Don’t Give Up, Don’t Give In: Lessons from an Extraordinary Life by Louis Zamperini and David Rensin.

“I survived the war, but then I had to survive myself coming home from the war. Despite the good times and all the attention, I was under a cloud that kept growing darker. I had nightmares about killing the Bird from which I woke up shouting and swearing. My running legs were gone and I couldn’t compete anymore, which broke my heart. I wanted to strike it rich, but lost money instead. I drank and fought. I knew I was on the wrong path—but didn’t know what to do about it.” ~Louis Zamperini

If the movie Unbroken, or even what you’ve heard about the movie or the book by Laura Hillenbrand, is your only acquaintance with Louis Zamperini, then you already know that he was an amazing man with an almost unbelievable life story. What you may not know is what Paul Harvey used to call The Rest of the Story.

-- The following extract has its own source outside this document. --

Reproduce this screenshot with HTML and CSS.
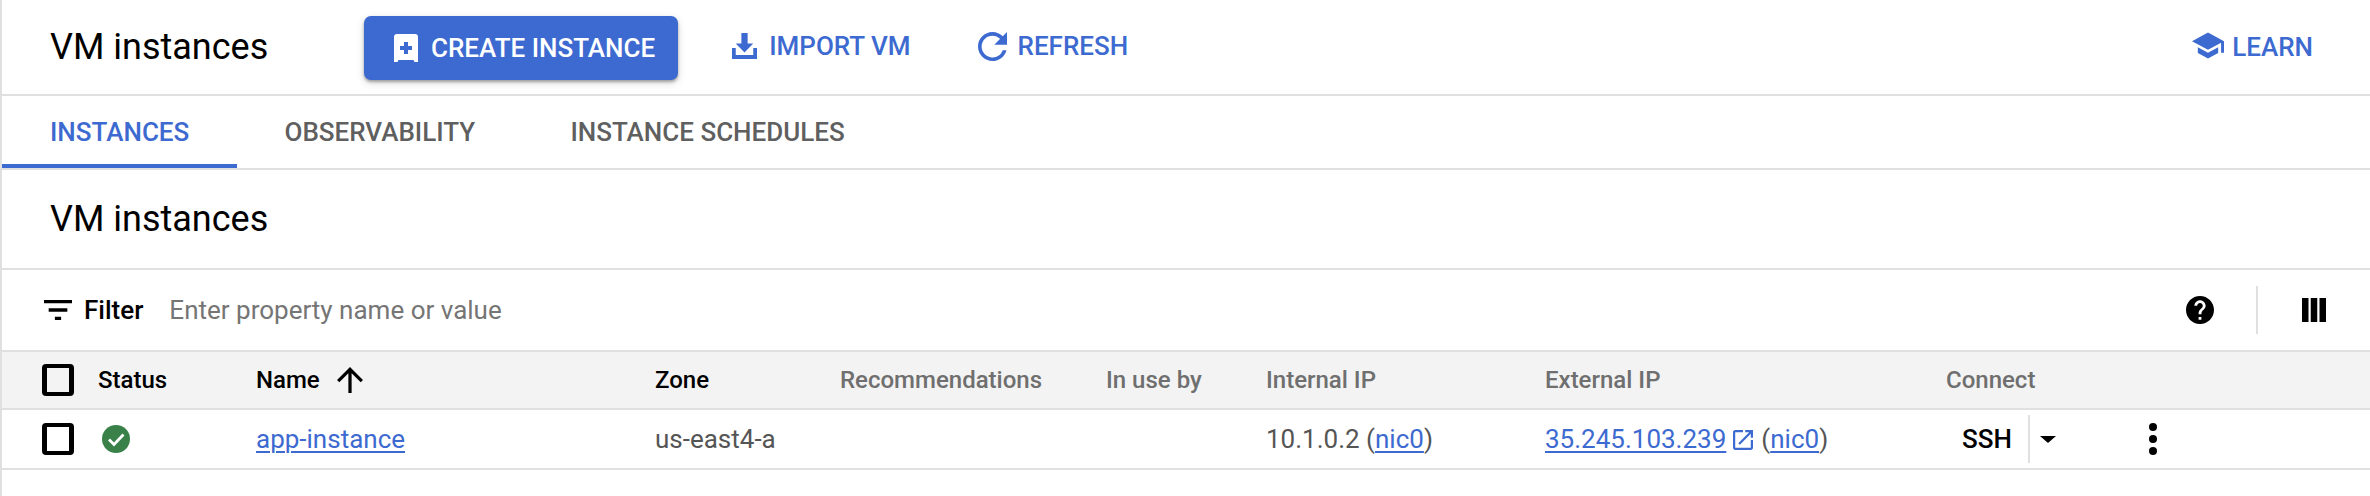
FILE: index.html
```html
<!DOCTYPE html>
<html lang="en">
<head>
  <meta charset="UTF-8" />
  <title>VM instances</title>
  <link rel="stylesheet" href="styles.css">
</head>
<body>

<header class="topbar">
  <h1 class="title title-top">VM instances</h1>
  <button class="btn-create">
    <svg class="ico-create" viewBox="0 0 24 28"><path fill="#fff" d="M3 0h18a3 3 0 0 1 3 3v25h-3.500l-1-2H4.500l-1 2H0V3a3 3 0 0 1 3-3z"/><path fill="#3d6ad0" d="M10 8h4v4h4v4h-4v4h-4v-4H6v-4h4z"/></svg>
    CREATE INSTANCE
  </button>
  <a class="action act-import">
    <svg class="ico-import" viewBox="2 2 20 20" preserveAspectRatio="none"><path d="M9.500 2h5v8h4.500l-7 7-7-7h4.500zM2 13.500h3V19h14v-5.500h3V22H2z"/></svg>
    IMPORT VM
  </a>
  <a class="action act-refresh">
    <svg class="ico-refresh" viewBox="4 4 16 16"><path d="M17.650 6.350C16.200 4.900 14.210 4 12 4c-4.420 0-7.990 3.580-7.990 8s3.570 8 7.990 8c3.730 0 6.840-2.550 7.730-6h-2.080c-.82 2.330-3.040 4-5.650 4-3.310 0-6-2.690-6-6s2.690-6 6-6c1.660 0 3.140.69 4.220 1.780L13 11h7V4l-2.350 2.350z"/></svg>
    REFRESH
  </a>
  <a class="action act-learn">
    <svg class="ico-learn" viewBox="1 3 22 18"><path d="M5 13.180v4L12 21l7-3.820v-4L12 17l-7-3.820zM12 3L1 9l11 6 9-4.910V17h2V9L12 3z"/></svg>
    LEARN
  </a>
</header>

<nav class="tabs">
  <a class="tab active">INSTANCES</a>
  <a class="tab">OBSERVABILITY</a>
  <a class="tab">INSTANCE SCHEDULES</a>
</nav>

<section class="section-head">
  <h2 class="title">VM instances</h2>
</section>

<div class="filterbar">
  <svg class="ico-filter" viewBox="3 6 18 12" preserveAspectRatio="none"><path d="M10 18h4v-2h-4v2zM3 6v2h18V6H3zm3 7h12v-2H6v2z"/></svg>
  <span class="filter-label">Filter</span>
  <span class="filter-hint">Enter property name or value</span>
  <svg class="ico-help" viewBox="2 2 20 20"><path d="M12 2C6.480 2 2 6.480 2 12s4.480 10 10 10 10-4.480 10-10S17.520 2 12 2zm1 17h-2v-2h2v2zm2.070-7.750l-.9.920C13.450 12.900 13 13.500 13 15h-2v-.5c0-1.100.45-2.100 1.170-2.830l1.240-1.260c.37-.36.59-.86.59-1.410 0-1.100-.9-2-2-2s-2 .9-2 2H8c0-2.210 1.790-4 4-4s4 1.790 4 4c0 .88-.36 1.680-.93 2.250z"/></svg>
  <span class="filter-sep"></span>
  <svg class="ico-cols" viewBox="0 0 24 24"><path d="M0 0h6.500v24H0zM8.750 0h6.500v24h-6.500zM17.500 0H24v24h-6.500z"/></svg>
</div>

<div class="row row-head">
  <span class="check"></span>
  <span class="th strong">Status</span>
  <span class="th strong name-head">Name
    <svg class="ico-arrow" viewBox="4 4 16 16"><path d="M4 12l1.410 1.410L11 7.830V20h2V7.830l5.580 5.590L20 12l-8-8-8 8z"/></svg>
  </span>
  <span class="th strong">Zone</span>
  <span class="th">Recommendations</span>
  <span class="th">In use by</span>
  <span class="th">Internal IP</span>
  <span class="th">External IP</span>
  <span class="th">Connect</span>
</div>

<div class="row row-body">
  <span class="check"></span>
  <svg class="ico-ok" viewBox="0 0 28 28"><circle cx="14" cy="14" r="14" fill="#3a8149"/><path d="M7 14.500l5 5 9.500-10" fill="none" stroke="#fff" stroke-width="2.800"/></svg>
  <span class="td"><a class="link">app-instance</a></span>
  <span class="td">us-east4-a</span>
  <span class="td"></span>
  <span class="td"></span>
  <span class="td">10.1.0.2 (<a class="link">nic0</a>)</span>
  <span class="td"><a class="link">35.245.103.239</a><svg class="ico-ext" viewBox="3 3 18 18"><path d="M19 19H5V5h7V3H5c-1.110 0-2 .9-2 2v14c0 1.100.89 2 2 2h14c1.100 0 2-.9 2-2v-7h-2v7zM14 3v2h3.590l-9.830 9.830 1.410 1.410L19 6.410V10h2V3h-7z"/></svg>(<a class="link">nic0</a>)</span>
  <span class="connect">
    <span class="ssh">SSH</span>
    <span class="caret"></span>
    <svg class="ico-more" viewBox="0 0 8 32"><circle cx="4" cy="4" r="4"/><circle cx="4" cy="16" r="4"/><circle cx="4" cy="28" r="4"/></svg>
  </span>
</div>

</body>
</html>
```

FILE: styles.css
```css
html, body {
  height: 496px;
}
body {
  margin: 0;
  overflow: hidden;
  font-family: 'Roboto', sans-serif;
  background: #fff;
  color: #000;
  border-left: 2px solid #e0e0e0;
}
svg {
  display: block;
  flex: none;
}
a {
  color: #3d6ad0;
}

.topbar {
  display: flex;
  align-items: center;
  height: 94px;
  padding: 0 57px 0 48px;
  border-bottom: 2px solid #e0e0e0;
}
.title {
  margin: 0;
  font-size: 36px;
  font-weight: 400;
  line-height: 44px;
}
.title-top {
  width: 314px;
}
.btn-create {
  display: flex;
  align-items: center;
  gap: 13px;
  height: 64px;
  margin-top: 2px;
  padding: 0 23px 0 30px;
  border: none;
  border-radius: 7px;
  background: #3d6ad0;
  color: #fff;
  font-family: inherit;
  font-size: 26px;
  font-weight: 500;
  box-shadow: 0 2px 3px rgba(0, 0, 0, .3), 0 3px 8px rgba(0, 0, 0, .15);
}
.ico-create {
  width: 24px;
  height: 28px;
}
.action {
  display: flex;
  align-items: center;
  font-size: 26px;
  font-weight: 500;
}
.action svg {
  fill: #3d6ad0;
}
.act-import {
  gap: 12px;
  margin-left: 54px;
  margin-bottom: 2px;
}
.ico-import {
  width: 25px;
  height: 26px;
}
.act-refresh {
  gap: 11px;
  margin-left: 67px;
  margin-bottom: 2px;
}
.ico-refresh {
  width: 29px;
  height: 29px;
}
.act-learn {
  gap: 8px;
  margin-left: auto;
}
.ico-learn {
  width: 32px;
  height: 27px;
  margin-bottom: 3px;
}

.tabs {
  display: flex;
  height: 72px;
  border-bottom: 2px solid #e0e0e0;
}
.tab {
  display: flex;
  align-items: center;
  padding: 0 47.600px;
  color: #5f5f5f;
  font-size: 26px;
  font-weight: 500;
}
.tab.active {
  color: #3d6ad0;
  padding-left: 48px;
  box-shadow: inset 0 -4px 0 #3d6ad0;
}

.section-head {
  display: flex;
  align-items: center;
  box-sizing: border-box;
  height: 100px;
  padding-left: 48px;
  border-bottom: 2px solid #e0e0e0;
}

.filterbar {
  display: flex;
  align-items: center;
  height: 80px;
  padding: 0 44px 0 42px;
}
.ico-filter {
  width: 28px;
  height: 20px;
}
.filter-label {
  margin-left: 12px;
  font-size: 26px;
  font-weight: 500;
}
.filter-hint {
  margin-left: 26px;
  color: #757575;
  font-size: 26px;
}
.ico-help {
  width: 28px;
  height: 28px;
  margin-left: auto;
}
.filter-sep {
  width: 2px;
  height: 48px;
  margin: 0 44px 0 42px;
  background: #e0e0e0;
}
.ico-cols {
  width: 24px;
  height: 24px;
}

.row {
  display: grid;
  grid-template-columns: 56px 158px 399px 185px 266px 160px 279px 401px 1fr;
  align-items: center;
  padding-left: 40px;
  font-size: 26px;
}
.row-head {
  height: 56px;
  background: #f3f3f3;
  border-top: 2px solid #e0e0e0;
  border-bottom: 2px solid #e0e0e0;
  font-size: 24px;
}
.row-body {
  height: 58px;
  border-bottom: 2px solid #e0e0e0;
}
.check {
  box-sizing: border-box;
  width: 32px;
  height: 32px;
  border: solid #000;
  border-width: 4px 5px;
  border-radius: 4px;
}
.th {
  color: #6f6f6f;
  font-weight: 500;
}
.th.strong {
  color: #000;
}
.name-head {
  display: flex;
  align-items: center;
  gap: 17px;
}
.ico-arrow {
  width: 26px;
  height: 26px;
}
.ico-ok {
  width: 28px;
  height: 28px;
  margin-left: 4px;
}
.td {
  color: #555;
}
.link {
  text-decoration: underline;
  text-decoration-thickness: 2px;
  text-underline-offset: 3px;
}
.ico-ext {
  display: inline-block;
  width: 20px;
  height: 20px;
  margin: 0 8px 0 7px;
  vertical-align: -2px;
  fill: #3d6ad0;
}
.connect {
  display: flex;
  align-items: center;
  height: 48px;
}
.ssh {
  margin-left: 16px;
  padding-right: 16px;
  line-height: 48px;
  border-right: 2px solid #e0e0e0;
  font-weight: 500;
}
.caret {
  width: 0;
  height: 0;
  margin-left: 10px;
  border-style: solid;
  border-width: 7px 8px 0;
  border-color: #000 transparent transparent;
}
.ico-more {
  width: 8px;
  height: 32px;
  margin-left: 93px;
}
```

I would suggest that anyone who was captivated by Mr. Zamperini’s story in the movie should immediately, without delay, beg, borrow, or steal a copy of Unbroken by Laura Hillenbrand. If you just aren’t a reader and can’t bring yourself to read that wonderful biography, then Don’t Give Up, Don’t Give In tells the rest of Louis Zamperini’s story in a much shorter format, 224 pages laid out in easy to read chunks or chapter of three or four pages each. If you’ve already read Unbroken, but can’t get your friends or family members to read it, give them a copy of this book. Louis Zamperini’s character, warmth, and wisdom shine through the pages here just as they did in the pages of Unbroken.

David Rensin, who had already worked with Mr. Zamperini on his autobiography Devil at My Heels, met with Zamperini again for about six months to complete this book because Louis said he still had stories he wanted to tell. The stories in the book, which was completed two days before Mr. Zamperini died on July 2, 2014, continue to illuminate the life of this man who not only was a hero, but also a very broken and vengeful man after his return from prison camp. In Unbroken Laura Hillenbrand tells what it was that made Louis Zamperini whole again, in her words. In this book Mr. Zamperini gets to tell us about his recovery in his own words.

“I had nothing left to lose.
That admission itself was the beginning of my recovery. I’d always known that I’d come home from the war with a problem, but I had never been willing to ask for help—from anyone.
But now I had, and my whole body and spirit felt different. Wonderful. Calm. Free.”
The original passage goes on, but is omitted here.